TASK TO CARRY OUT — Give the count of lines in the data that include the string "components", with no added remarks.

RECORDED INFORMATION —

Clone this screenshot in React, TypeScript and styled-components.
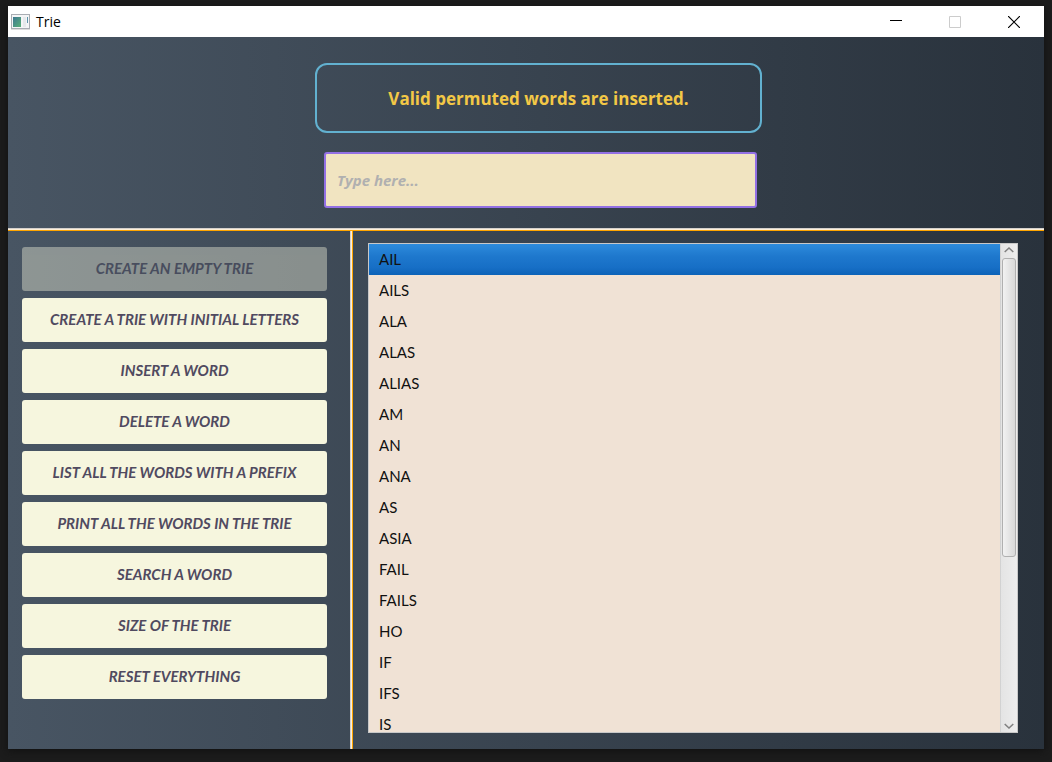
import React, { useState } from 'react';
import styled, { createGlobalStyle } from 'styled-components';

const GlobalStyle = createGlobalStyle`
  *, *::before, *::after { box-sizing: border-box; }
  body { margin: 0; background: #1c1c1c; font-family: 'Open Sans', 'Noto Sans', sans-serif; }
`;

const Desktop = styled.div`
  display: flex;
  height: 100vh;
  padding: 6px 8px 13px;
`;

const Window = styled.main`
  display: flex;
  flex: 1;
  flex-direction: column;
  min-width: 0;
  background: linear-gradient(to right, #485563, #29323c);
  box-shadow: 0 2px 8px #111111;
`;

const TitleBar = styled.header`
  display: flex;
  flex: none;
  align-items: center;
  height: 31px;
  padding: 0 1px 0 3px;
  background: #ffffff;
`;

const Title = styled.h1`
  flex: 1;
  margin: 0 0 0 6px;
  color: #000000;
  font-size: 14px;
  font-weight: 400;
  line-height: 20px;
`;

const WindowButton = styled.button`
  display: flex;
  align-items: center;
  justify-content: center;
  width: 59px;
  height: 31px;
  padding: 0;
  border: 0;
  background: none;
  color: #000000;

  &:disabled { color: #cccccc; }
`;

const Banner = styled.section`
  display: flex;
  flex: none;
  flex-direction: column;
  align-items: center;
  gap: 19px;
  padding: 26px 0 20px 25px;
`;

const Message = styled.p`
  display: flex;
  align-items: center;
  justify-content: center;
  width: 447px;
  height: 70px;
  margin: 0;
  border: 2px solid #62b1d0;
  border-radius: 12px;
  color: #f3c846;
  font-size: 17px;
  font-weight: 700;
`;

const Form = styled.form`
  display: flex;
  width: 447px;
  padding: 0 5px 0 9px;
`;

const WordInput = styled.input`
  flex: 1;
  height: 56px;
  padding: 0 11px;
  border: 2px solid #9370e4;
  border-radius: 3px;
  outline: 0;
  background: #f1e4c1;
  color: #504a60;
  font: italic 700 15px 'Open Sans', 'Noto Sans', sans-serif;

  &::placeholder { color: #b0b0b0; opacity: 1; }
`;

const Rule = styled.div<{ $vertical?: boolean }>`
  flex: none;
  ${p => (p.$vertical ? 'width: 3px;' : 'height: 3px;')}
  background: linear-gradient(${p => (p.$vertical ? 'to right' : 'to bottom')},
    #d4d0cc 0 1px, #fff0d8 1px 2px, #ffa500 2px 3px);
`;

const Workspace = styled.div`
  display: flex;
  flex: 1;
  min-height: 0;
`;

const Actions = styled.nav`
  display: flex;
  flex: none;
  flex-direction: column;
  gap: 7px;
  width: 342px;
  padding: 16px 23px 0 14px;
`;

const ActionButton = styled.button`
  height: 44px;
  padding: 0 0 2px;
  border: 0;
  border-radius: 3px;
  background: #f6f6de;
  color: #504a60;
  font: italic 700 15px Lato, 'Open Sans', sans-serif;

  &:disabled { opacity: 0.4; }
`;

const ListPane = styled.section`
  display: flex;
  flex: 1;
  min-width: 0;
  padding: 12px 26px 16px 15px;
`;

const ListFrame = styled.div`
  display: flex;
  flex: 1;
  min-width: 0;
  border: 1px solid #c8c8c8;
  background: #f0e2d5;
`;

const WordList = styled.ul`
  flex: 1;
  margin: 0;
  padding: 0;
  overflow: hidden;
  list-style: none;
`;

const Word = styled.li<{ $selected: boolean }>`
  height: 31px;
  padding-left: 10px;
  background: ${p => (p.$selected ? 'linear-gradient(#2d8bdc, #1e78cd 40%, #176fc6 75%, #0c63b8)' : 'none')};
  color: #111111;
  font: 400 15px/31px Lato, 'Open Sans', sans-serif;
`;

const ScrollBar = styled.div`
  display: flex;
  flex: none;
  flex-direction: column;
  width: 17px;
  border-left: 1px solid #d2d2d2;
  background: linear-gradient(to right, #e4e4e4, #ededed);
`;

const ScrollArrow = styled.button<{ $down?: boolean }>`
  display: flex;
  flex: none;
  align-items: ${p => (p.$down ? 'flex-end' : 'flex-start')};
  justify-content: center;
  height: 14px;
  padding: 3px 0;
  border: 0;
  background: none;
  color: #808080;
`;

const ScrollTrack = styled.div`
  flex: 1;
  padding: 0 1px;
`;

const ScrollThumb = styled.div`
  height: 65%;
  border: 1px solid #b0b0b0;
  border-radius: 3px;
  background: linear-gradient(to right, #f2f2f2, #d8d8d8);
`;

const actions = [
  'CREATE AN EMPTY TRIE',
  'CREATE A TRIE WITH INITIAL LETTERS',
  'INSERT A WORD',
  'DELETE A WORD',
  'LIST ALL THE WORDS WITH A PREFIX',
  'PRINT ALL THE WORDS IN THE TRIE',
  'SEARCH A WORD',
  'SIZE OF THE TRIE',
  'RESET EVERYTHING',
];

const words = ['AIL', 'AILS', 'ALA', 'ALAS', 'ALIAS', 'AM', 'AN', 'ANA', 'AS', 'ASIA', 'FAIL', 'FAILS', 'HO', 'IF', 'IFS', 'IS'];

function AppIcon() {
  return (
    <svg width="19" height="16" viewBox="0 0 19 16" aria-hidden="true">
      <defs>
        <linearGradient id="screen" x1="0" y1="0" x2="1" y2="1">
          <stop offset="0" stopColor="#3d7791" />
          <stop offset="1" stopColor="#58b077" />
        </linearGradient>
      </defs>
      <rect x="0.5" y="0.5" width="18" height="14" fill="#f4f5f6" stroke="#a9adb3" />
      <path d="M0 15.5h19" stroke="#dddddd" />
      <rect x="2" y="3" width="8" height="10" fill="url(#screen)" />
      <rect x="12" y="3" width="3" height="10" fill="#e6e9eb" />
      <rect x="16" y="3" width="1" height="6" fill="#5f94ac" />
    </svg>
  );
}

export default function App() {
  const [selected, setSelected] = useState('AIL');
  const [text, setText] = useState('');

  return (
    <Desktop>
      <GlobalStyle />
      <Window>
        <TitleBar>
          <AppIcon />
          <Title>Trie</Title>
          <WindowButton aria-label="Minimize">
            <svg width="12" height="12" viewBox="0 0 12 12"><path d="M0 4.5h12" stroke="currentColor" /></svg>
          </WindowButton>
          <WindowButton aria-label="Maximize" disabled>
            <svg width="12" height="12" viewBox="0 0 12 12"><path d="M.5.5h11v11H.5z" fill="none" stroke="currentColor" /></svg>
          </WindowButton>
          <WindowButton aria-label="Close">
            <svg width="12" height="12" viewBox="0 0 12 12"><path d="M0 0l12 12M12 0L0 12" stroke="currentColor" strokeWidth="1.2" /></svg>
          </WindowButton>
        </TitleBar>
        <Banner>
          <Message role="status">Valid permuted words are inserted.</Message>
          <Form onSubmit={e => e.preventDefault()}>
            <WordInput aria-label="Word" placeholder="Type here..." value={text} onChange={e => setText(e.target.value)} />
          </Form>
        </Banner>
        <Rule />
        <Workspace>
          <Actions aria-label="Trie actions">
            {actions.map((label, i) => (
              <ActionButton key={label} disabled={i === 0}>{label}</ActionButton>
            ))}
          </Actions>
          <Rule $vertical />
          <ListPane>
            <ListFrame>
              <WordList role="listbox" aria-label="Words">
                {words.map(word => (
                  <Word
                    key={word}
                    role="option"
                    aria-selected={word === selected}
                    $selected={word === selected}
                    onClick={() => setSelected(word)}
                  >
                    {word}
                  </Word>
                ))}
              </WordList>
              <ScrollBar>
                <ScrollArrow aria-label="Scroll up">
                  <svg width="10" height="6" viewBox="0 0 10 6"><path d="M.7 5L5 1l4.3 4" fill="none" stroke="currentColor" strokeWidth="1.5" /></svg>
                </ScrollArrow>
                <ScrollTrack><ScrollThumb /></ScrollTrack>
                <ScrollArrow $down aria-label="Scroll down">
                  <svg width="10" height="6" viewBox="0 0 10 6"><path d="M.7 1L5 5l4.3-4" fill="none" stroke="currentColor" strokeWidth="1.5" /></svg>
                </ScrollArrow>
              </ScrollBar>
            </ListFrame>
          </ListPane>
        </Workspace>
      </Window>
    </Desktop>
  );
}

RESPONSE — 2